Today I’m grateful for:

  1. Prism rainbows 
  1. Another sunny day
  2. Honeybees doing their thing to keep life going on the planet
  3. The feeling of walking barefoot in the grass
  4. Taking time to cloud watch

  1. The sound of wind in the trees
  2. The way dogs look like they’re smiling
  3. The silence when construction stops for the day
  4. Being able to turn off the air conditioner
  5. Ants-On-A-Log (a snack from my childhood that I have a new found love for!)
  1. Getting carded at the liquor store on a day I felt frumpy
  2. Watching TV in bed
  3. Fresh Ontario garlic!
  4. Old friends
  5. New possibilities
  6. Having a desk for my computer
  7. Colourful scarves
  8. 80s movies
  9. Magnetic poetry 
  1. Wall calendars
  2. Being able to walk up a hill
  3. The sound of birds chirping
  4. Old episodes of “The Good Wife”
  5. Notepads
  6. My new backpack
  7. Mason jars
  8. Kleenex
  9. Learning to trust my instinct
  10. Voicemail
  11. Blended soups
My go-to soup is a spicy and comforting mix of red lentils, sweet potato and curry. Quick and easy to throw together, you can basically forget about it while it’s cooking and have a nourishing meal on the table without too much work. This soup also freezes really well for a fast week-day supper. If you don’t have sweet potatoes handy butternut squash is also good.
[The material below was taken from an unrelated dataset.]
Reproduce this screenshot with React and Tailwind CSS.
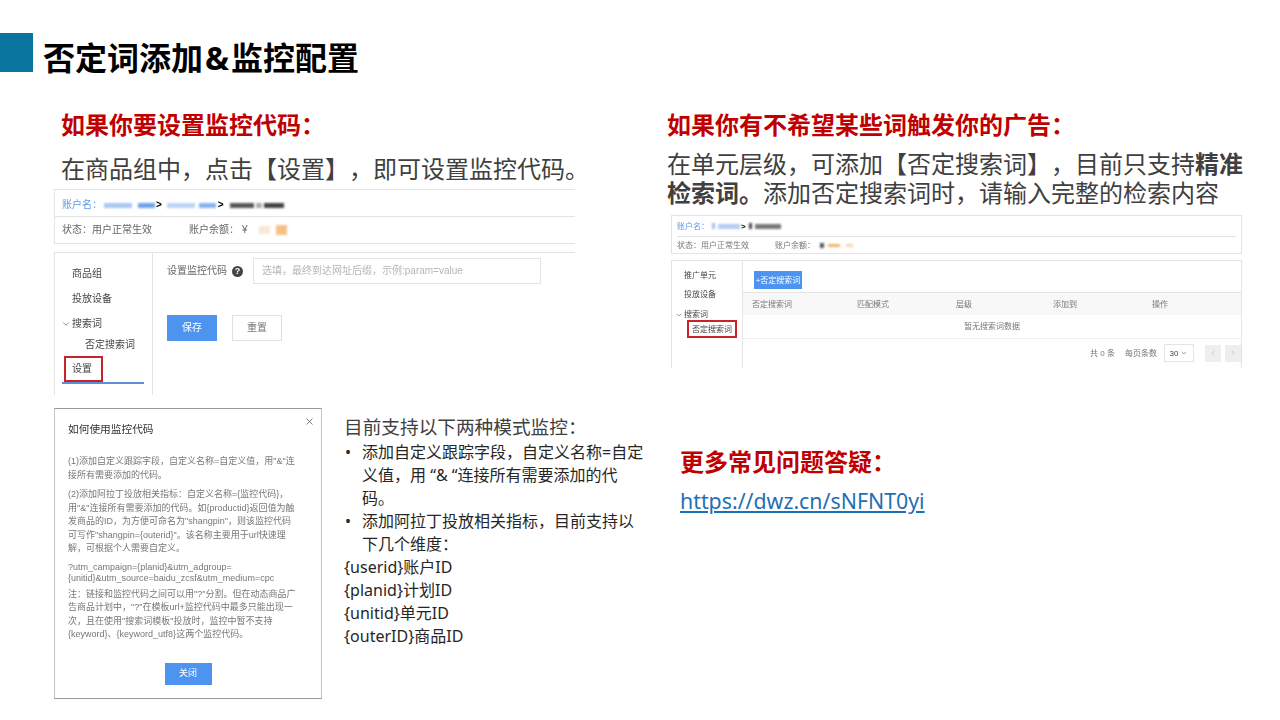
import React from 'react';
import { ChevronDown, ChevronLeft, ChevronRight, X } from 'lucide-react';

const slideFont = "font-['Noto_Sans','Noto_Sans_CJK_SC',sans-serif]";
const shotFont = "font-['Liberation_Sans','Noto_Sans_CJK_SC',sans-serif]";

// blurred-out account values in the screenshots
function Smudge({ className }) {
  return <span className={`inline-block blur-[1px] ${className}`}></span>;
}

function MonitorPanel() {
  return (
    <div className={`${shotFont} w-[521px] h-[206px] flex flex-col text-[10px] leading-[14px] text-[#666666] blur-[0.3px]`}>
      <div className="h-[55px] border-y border-[#e4e4e4] border-l flex flex-col">
        <div className="h-[27px] border-b border-[#e4e4e4] pl-[7px] pt-[4px] flex items-center text-[#5b9be8]">
          <span>账户名：</span>
          <Smudge className="ml-[2px] w-[28px] h-[5px] bg-[#a9c8f3]" />
          <Smudge className="ml-[6px] w-[17px] h-[5px] bg-[#6ea2ea]" />
          <span className="ml-[1px] font-bold text-black">&gt;</span>
          <Smudge className="ml-[5px] w-[28px] h-[5px] bg-[#bcd5f5]" />
          <Smudge className="ml-[4px] w-[17px] h-[5px] bg-[#86b3ee]" />
          <span className="ml-[2px] font-bold text-black">&gt;</span>
          <Smudge className="ml-[6px] w-[24px] h-[5px] bg-[#555555]" />
          <Smudge className="ml-[2px] w-[6px] h-[5px] bg-[#aaaaaa]" />
          <Smudge className="ml-[2px] w-[20px] h-[5px] bg-[#444444]" />
        </div>
        <div className="flex-1 pl-[7px] flex items-center">
          <span>状态：用户正常生效</span>
          <span className="ml-[37px]">账户余额：</span>
          <span className="ml-[3px]">¥</span>
          <Smudge className="ml-[11px] w-[11px] h-[8px] bg-[#fae8d4]" />
          <Smudge className="ml-[6px] w-[11px] h-[10px] bg-[#f7c186]" />
        </div>
      </div>
      <div className="mt-[8px] flex-1 border-t border-[#e4e4e4] border-l flex">
        <div className="w-[98px] border-r border-[#e4e4e4] flex flex-col text-[#444444]">
          <span className="mt-[14px] ml-[17px]">商品组</span>
          <span className="mt-[11px] ml-[17px]">投放设备</span>
          <div className="mt-[11px] ml-[6px] flex items-center gap-[1px]">
            <ChevronDown className="w-[10px] h-[10px]" strokeWidth={1.5} />
            <span>搜索词</span>
          </div>
          <span className="mt-[7px] ml-[30px]">否定搜索词</span>
          <div className="ml-[9px] mt-[4px] w-[39px] h-[26px] border-[2px] border-[#c8222a] pl-[6px] flex items-center">设置</div>
          <div className="ml-[7px] w-[82px] h-[2px] bg-[#5b8fd6]"></div>
        </div>
        <div className="flex-1 pl-[14px] pt-[5px]">
          <div className="flex items-center">
            <span>设置监控代码</span>
            <span className="ml-[5px] w-[11px] h-[11px] rounded-full bg-[#444444] text-white text-[9px] font-bold leading-[11px] text-center">?</span>
            <div className="ml-[10px] w-[288px] h-[26px] border border-[#e4e4e4] pl-[8px] flex items-center text-[#b5b5b5]">选填，最终到达网址后缀，示例:param=value</div>
          </div>
          <div className="mt-[31px] flex gap-[15px]">
            <button className="w-[50px] h-[26px] bg-[#4c94f0] text-white">保存</button>
            <button className="w-[50px] h-[26px] border border-[#e0e0e0] text-[#777777]">重置</button>
          </div>
        </div>
      </div>
    </div>
  );
}

function NegativePanel() {
  return (
    <div className={`${shotFont} w-[571px] h-[153px] flex flex-col text-[8px] leading-[11px] text-[#777777] blur-[0.3px]`}>
      <div className="h-[39px] border border-[#e4e4e4] flex flex-col">
        <div className="h-[21px] mx-[5px] border-b border-[#e4e4e4] flex items-center text-[#5b9be8]">
          <span>账户名：</span>
          <Smudge className="ml-[3px] w-[3px] h-[6px] bg-[#9cc2f2]" />
          <Smudge className="ml-[3px] w-[22px] h-[5px] bg-[#b3cef2]" />
          <span className="ml-[1px] font-bold text-black">&gt;</span>
          <Smudge className="ml-[3px] w-[3px] h-[6px] bg-[#444444]" />
          <Smudge className="ml-[3px] w-[26px] h-[5px] bg-[#777777]" />
        </div>
        <div className="flex-1 pl-[5px] flex items-center">
          <span>状态：用户正常生效</span>
          <span className="ml-[26px]">账户余额：</span>
          <Smudge className="ml-[5px] w-[4px] h-[5px] bg-[#555555]" />
          <Smudge className="ml-[4px] w-[12px] h-[3px] bg-[#eeb565]" />
          <Smudge className="ml-[6px] w-[7px] h-[3px] bg-[#f6d8a8]" />
        </div>
      </div>
      <div className="mt-[6px] flex-1 border-t border-x border-[#e4e4e4] flex">
        <div className="w-[71px] border-r border-[#e4e4e4] flex flex-col text-[#444444]">
          <span className="mt-[9px] ml-[12px]">推广单元</span>
          <span className="mt-[8px] ml-[12px]">投放设备</span>
          <div className="mt-[9px] ml-[3px] flex items-center gap-[1px]">
            <ChevronDown className="w-[8px] h-[8px]" strokeWidth={1.5} />
            <span>搜索词</span>
          </div>
          <div className="ml-[15px] w-[50px] h-[18px] border-[2px] border-[#c8222a] flex items-center justify-center">否定搜索词</div>
        </div>
        <div className="flex-1 flex flex-col">
          <button className="ml-[11px] mt-[10px] w-[48px] h-[18px] bg-[#4c94f0] text-white">+否定搜索词</button>
          <div className="mt-[3px] h-[23px] border-t border-[#e4e4e4] bg-[#f8f8f8] pl-[9px] flex items-center">
            <span className="w-[105px]">否定搜索词</span>
            <span className="w-[99px]">匹配模式</span>
            <span className="w-[97px]">层级</span>
            <span className="w-[99px]">添加到</span>
            <span>操作</span>
          </div>
          <div className="h-[24px] border-b border-[#eeeeee] flex items-center justify-center">暂无搜索词数据</div>
          <div className="mt-[5px] flex items-center justify-end">
            <span>共 0 条</span>
            <span className="ml-[10px]">每页条数</span>
            <div className="ml-[7px] w-[30px] h-[18px] border border-[#e4e4e4] flex items-center justify-center gap-[2px] text-[#444444]">
              30
              <ChevronDown className="w-[8px] h-[8px]" strokeWidth={1.5} />
            </div>
            <div className="ml-[11px] w-[16px] h-[17px] bg-[#eeeeee] flex items-center justify-center">
              <ChevronLeft className="w-[8px] h-[8px] text-[#bbbbbb]" />
            </div>
            <div className="ml-[4px] w-[16px] h-[17px] bg-[#eeeeee] flex items-center justify-center">
              <ChevronRight className="w-[8px] h-[8px] text-[#bbbbbb]" />
            </div>
          </div>
        </div>
      </div>
    </div>
  );
}

function HelpDialog() {
  return (
    <div className={`${shotFont} w-[268px] h-[291px] border border-[#c4c4c4] border-y-[#999999] px-[13px] flex flex-col text-[9px] leading-[13.5px] text-[#777777] blur-[0.25px] whitespace-nowrap`}>
      <div className="flex justify-between">
        <h3 className="mt-[13px] text-[10.7px] leading-[14px] text-[#333333]">如何使用监控代码</h3>
        <X className="-mr-[7px] mt-[7px] w-[11px] h-[11px] text-[#444444]" strokeWidth={1.5} />
      </div>
      <p className="mt-[19px]">(1)添加自定义跟踪字段，自定义名称=自定义值，用"&amp;"连<br />接所有需要添加的代码。</p>
      <p className="mt-[6px]">(2)添加阿拉丁投放相关指标：自定义名称={'{'}监控代码{'}'}，<br />用"&amp;"连接所有需要添加的代码。如{'{'}productid{'}'}返回值为触<br />发商品的ID，为方便可命名为"shangpin"，则该监控代码<br />可写作"shangpin={'{'}outerid{'}'}"。该名称主要用于url快速理<br />解，可根据个人需要自定义。</p>
      <p className="mt-[6px] leading-[11px]">?utm_campaign={'{'}planid{'}'}&amp;utm_adgroup=<br />{'{'}unitid{'}'}&amp;utm_source=baidu_zcsf&amp;utm_medium=cpc</p>
      <p className="mt-[4px]">注：链接和监控代码之间可以用"?"分割。但在动态商品广<br />告商品计划中，"?"在模板url+监控代码中最多只能出现一<br />次，且在使用"搜索词模板"投放时，监控中暂不支持<br />{'{'}keyword{'}'}、{'{'}keyword_utf8{'}'}这两个监控代码。</p>
      <button className="mt-[21px] mx-auto w-[47px] h-[22px] bg-[#4c94f0] text-white">关闭</button>
    </div>
  );
}

export default function App() {
  return (
    <div className={`${slideFont} w-[1280px] h-[720px] bg-white overflow-hidden flex flex-col [text-spacing-trim:space-all]`}>
      <header className="pt-[33px] flex items-start">
        <div className="w-[33px] h-[39px] bg-[#0a769f]"></div>
        <h1 className="ml-[10px] mt-[6px] text-[32px] leading-[38px] font-bold text-black">否定词添加<span className="px-[2px]">&amp;</span>监控配置</h1>
      </header>

      <div className="flex mt-[-6px]">
        <section className="w-[667px] pl-[54px] shrink-0">
          <h2 className="ml-[7px] mt-[39px] text-[24px] leading-[30px] font-bold text-[#c00000]">如果你要设置监控代码：</h2>
          <p className="ml-[7px] mt-[13px] text-[24px] leading-[32px] text-[#404040] whitespace-nowrap">在商品组中，点击【设置】，即可设置监控代码。</p>
          <div className="mt-[4px]">
            <MonitorPanel />
          </div>
        </section>
        <section className="flex-1">
          <h2 className="mt-[39px] text-[24px] leading-[30px] font-bold text-[#c00000]">如果你有不希望某些词触发你的广告：</h2>
          <p className="mt-[9px] w-[600px] text-[24px] leading-[29px] text-[#404040] whitespace-nowrap">
            在单元层级，可添加【否定搜索词】，目前只支持<b>精准<br />检索词。</b>添加否定搜索词时，请输入完整的检索内容
          </p>
          <div className="mt-[8px] ml-[4px]">
            <NegativePanel />
          </div>
        </section>
      </div>

      <div className="flex pl-[54px] mt-[13px]">
        <HelpDialog />
        <div className="ml-[22px] w-[304px] text-[16px] leading-[23px] text-[#262626]">
          <p className="text-[18.67px] leading-[24px] mt-[7px] text-[#404040]">目前支持以下两种模式监控：</p>
          <ul className="mt-[2px]">
            <li className="flex">
              <span className="w-[18px] shrink-0 pl-[1px]">•</span>
              <span>添加自定义跟踪字段，自定义名称=自定<br />义值，用 “&amp; “连接所有需要添加的代<br />码。</span>
            </li>
            <li className="flex">
              <span className="w-[18px] shrink-0 pl-[1px]">•</span>
              <span>添加阿拉丁投放相关指标，目前支持以<br />下几个维度：</span>
            </li>
          </ul>
          <p>{'{userid}'}账户ID</p>
          <p>{'{planid}'}计划ID</p>
          <p>{'{unitid}'}单元ID</p>
          <p>{'{outerID}'}商品ID</p>
        </div>
        <div className="ml-[32px] mt-[39px]">
          <h2 className="text-[24px] leading-[30px] font-bold text-[#c00000]">更多常见问题答疑：</h2>
          <a href="#" className="block mt-[10px] text-[21.33px] leading-[28px] text-[#1f6fb5] underline">https://dwz.cn/sNFNT0yi</a>
        </div>
      </div>
    </div>
  );
}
Curried Red Lentil & Sweet Potato Soup

1 tbls olive oil
1 onion, chopped
3 cloves garlic, minced (less or more to taste)
1 inch of ginger, grated
1 tsp curry powder
½ tsp turmeric
½ tsp cumin
½ tsp cinnamon
Sea salt to taste
1 cup red lentils, rinsed
1-2 sweet potatoes (depending on the size), peeled and chopped
Parsley and hemp hearts for garnish (optional)

Heat oil on medium high heat until hot; add onion and sauté until translucent, about 7min. Add garlic and ginger to the pan and sauté for about 30 seconds. Add in spices and sauté for another minute. Use a bit of water to deglaze the pan. Add sweet potatoes, lentils and enough water to fill the pot leaving about an inch of space. Heat to boiling, cover and then simmer for 45min – 1 hour, until lentils are cooked and sweet potato is tender. Blend in batches until you have a creamy soup! I sometimes add in greens at this stage when I’m blending – kale and spinach both work well. I enjoy my bowl of soup garnished with parsley and hemp hearts.


  1. I love soup!! This one sounds awesome!

  2. Thanks! It's super easy to throw together :)

  3. That soup sounds right up my alley--can't wait to make it! I love your MoFo theme by the way...very inspiring! And seems like it must be fun to write :)

    1. Thank you! It has been fun to write and it helps me to see the good that exists in every day. And the soup is my favourite -- let me know if you try it!